なお,神経遮断薬と鎮痛薬を静脈内注射すると,意識は保たれるが周囲に無関心な鎮静状態,無痛状態となり,手術が可能な状態となる。このような方法をニューロレプトアナルゲシアneuroleptanalgesia(NLAと略記)という。循環が安定するが呼吸抑制は著しい。
局所麻酔
局所麻酔薬を投与した部位の神経繊維に達し,刺激伝導を抑制遮断することによって,局所の知覚の麻痺を起こす方法。局所麻酔の種類には,(1)表面麻酔topical anesthesia,(2)粘膜表面に塗布する浸潤麻酔infiltration anesthesia,(3)狭義の局所麻酔(局所に浸潤注射する),(4)伝達麻酔conduction anesthesia(末梢神経の走行経路に局所麻酔薬を注射して神経伝達を遮断する。神経ブロックnerve blockとも呼ばれる),(5)脊椎麻酔spinal anesthesia(脊髄くも膜下腔に局所麻酔薬を注入して脊髄前根,後根を遮断する),(6)硬膜外麻酔epidural anesthesia(脊椎の硬膜外腔に局所麻酔薬を注入して脊髄前根,後根を遮断する)がある。
局所麻酔は,意識下で手術が可能であり,自発呼吸が維持されている,手術部位の確実な鎮痛が得られる,手術野の自発運動の抑制と手術侵害による自律神経反射の抑制などが利点となる。

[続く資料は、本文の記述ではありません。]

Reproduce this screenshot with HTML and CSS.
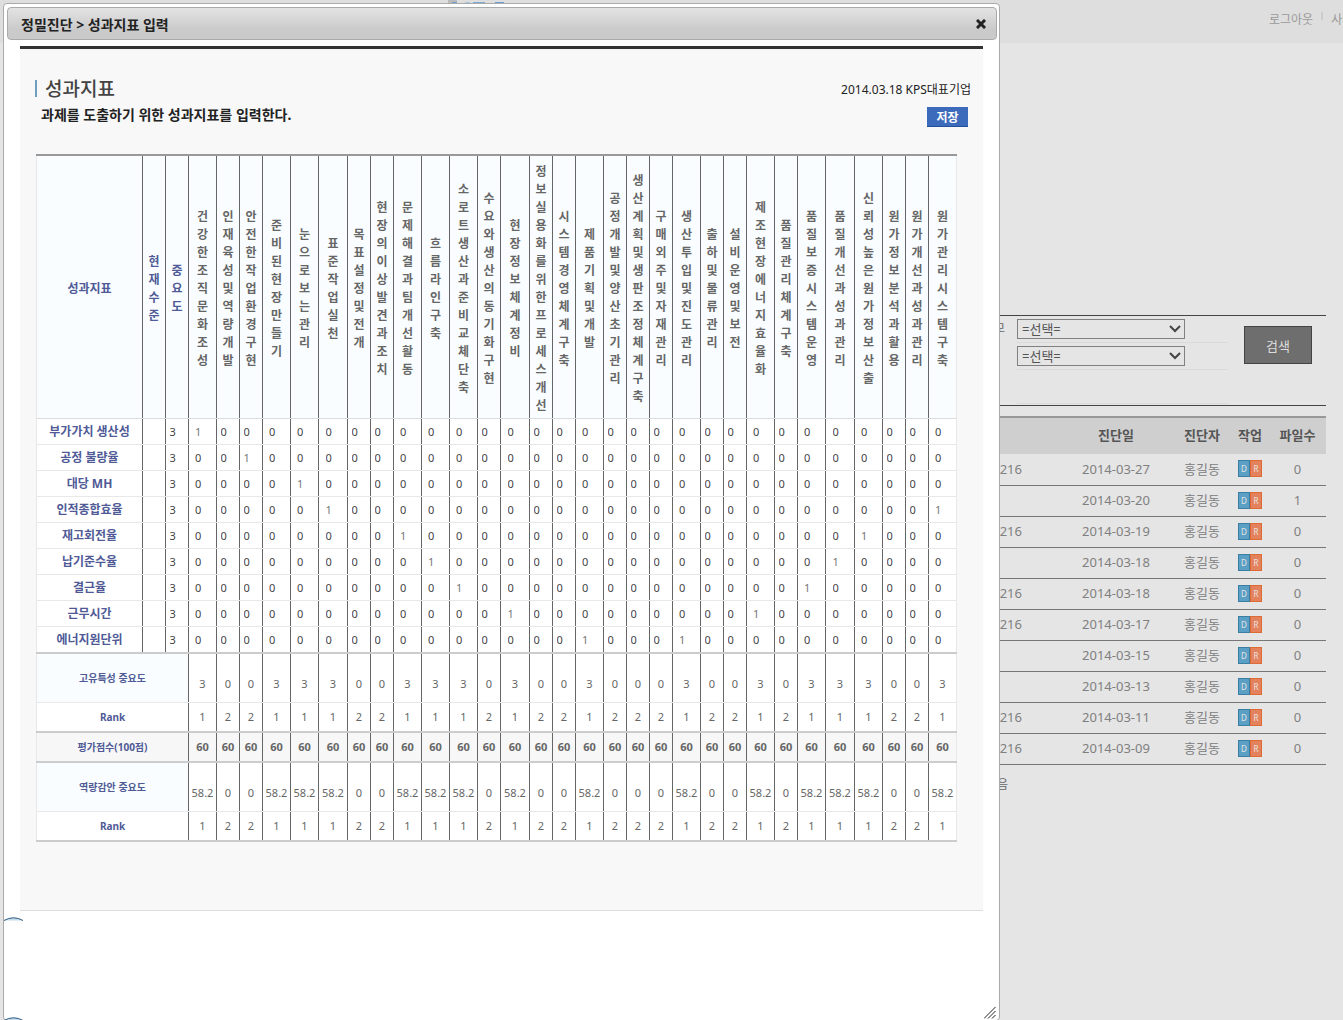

局所麻酔は,全身麻酔が禁忌となるような重要臓器の疾患や機能障害があるとき,意識を維持したいとき,患者が承諾するときなどに行われる。
麻酔管理
手術療法の方針が決定したときから,麻酔科では,どのような麻酔法をとるかをはじめ,手術や麻酔の安全性,危険性を評価するために,詳細な術前検査と診察を行う。合併疾患があれば治療する場合もある。手術前日,麻酔科医が診察し,麻酔の前投薬を指示する。術中は,単に麻酔によって痛みを取り除くだけではない。呼吸,循環,代謝の安定を図り,患者の安全を守ることが麻酔管理の大きな目的である。術中管理においては血圧,心拍数,心電図,体温,呼吸の状態などを常時監視しながら,適切な麻酔の深さを維持するよう麻酔薬の投与を調節し,喪失した体液を補うために輸液を行う。筋弛緩薬を併用する場合には呼吸を人工的に維持しなければならない。手術後は回復室,病室で,麻酔による合併症を防ぎ,術後の痛み対策の管理を行う。
麻酔科医
1960年3月,麻酔科医は審査のうえ麻酔科を診療科名として標榜できることになった。麻酔科の仕事の特殊性から一定期間の訓練,経験を積んだことが審査され,厚生大臣から許可を受けるものである。62年,日本で最初に確立された専門医制度下で認定試験を行い誕生したのが,日本麻酔学会が認定する麻酔指導医である。麻酔科標榜の資格を有し,5年間麻酔に専従し,筆記試験,口頭・実技試験に合格した者がこの資格を有する。麻酔科医の業務範囲は広く,手術室での麻酔管理のほか,ペインクリニック,ICU,救急救命センターでの活躍が期待されているほか,中央手術部,輸血センターなどの病院における中央的サービス部門の管理運営を任されていることが多い。医学部での麻酔学の教育範囲も広く,麻酔薬の薬理学にとどまらず,呼吸生理,循環,神経学,蘇生学,体液管理などに及び,臨床実習でも,手術患者の管理,蘇生術,ペインクリニックにおける神経学的診断などが行われている。